There are millions of labels out there! But, every so often, you come upon a real brand. It’s not so much what the label looks like as it is what the brand stands for in your mind. The best brand builders have done an effective job of conveying what you can expect, not just from the products under that label, but what you can expect from the company behind that label. Now that’s a brand!
The Difference Between a Brand and a Label
A label consists of a name, a logo, specific copy that identifies the contents, a catch phrase, some accolades, and a few other pieces of required commercial information including size, weight, and legal requirements. It also contains a color scheme, font styles, spaces and borders. With all that and the size limitations of the label, there’s not room for much else. That’s a label.
A brand is simply what the labeled product and its company stands for in your mind. You know this because of various personal and secondhand experiences you have had with products selling under that brand’s label(s). You know this because of the marketing campaigns coming from the producer, and because of what has been published about the company and their products in the press.

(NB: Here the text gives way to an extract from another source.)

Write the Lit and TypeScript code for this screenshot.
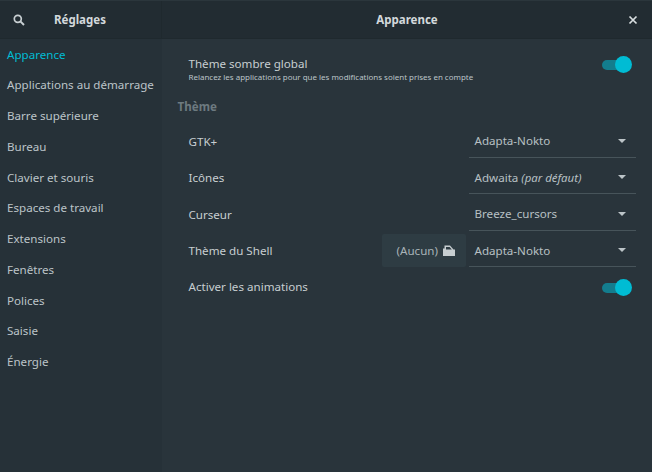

It’s much more comprehensive than a label. In fact, due to widespread label recognition, the company’s behavior can actually hurt the label, and thus sales!
Corporate Constipation Blocks Brand Promise
As a brand grows, it begins to be influenced by the implications of its own success. The feisty garage company that started the brand has now transformed into a large sluggish corporation. Now there are efficiencies of scale, divisions of labor and specialization.
In the name of efficiency, some concepts are lost. Standardization, structure, and compliance win out over innovation, distinction, and even conscience. Suggestions from staffers, bucking for a promotion, begin to resemble, “Why don’t we just reduce our quality, standardize our label, or go to single use plastic containers. No one will notice. And with these sales, just do the math, we’ll save millions!”
But will the sales really remain the same? Will your customers really not notice the degradation of your brand? Or are you now opening the door for a more relevant brand to eat away at your market share? This is where the label begins to represent something the brand should not want: The behavior of their company effects the perception of the brand and the label is the consumers’ identification with that brand. In the consumer’s mind, the company has broken the brand promise and the label is a constant reminder of that breach. Now the market may say, “That used to be my brand, but they cheapened it,” or “That brand is hurting the environment!”
The Coca-Cola Brand Takes a Hit!
We recently read with astonishment that such an American iconic brand as Coke has decided to continue to produce its products in single use plastics. They cite the demand and even say that plastic containers have a smaller carbon footprint. How does that square with consumers who increasingly read about the growing amount of microplastics now getting into the oceans, waterways, food supplies, and ultimately their own bodies?
This is a classic example of a well-established commercial label deciding to compete in the single-use plastic market rather than lead their customers in a direction supported by the latest environmental realities. It’s like saying the consumers will never change. Relevance in consumer brand building requires not only sensitivity to the ever-changing attitudes and desires of your customers, it also requires a degree of leadership that provides your customers with an earth-friendly alternative. Relevance is a moving target, and now its moving away from single-use plastics. Period!
Brands are a perception of the company. Labels identify the product. Companies may own the labels, but the customer owns the brand promise, not the company. Labels can work for or against you depending on how your company behaves. If the customer perceives that you have broken the brand promise, they will shop elsewhere. Staying relevant is not a destination, it’s a journey.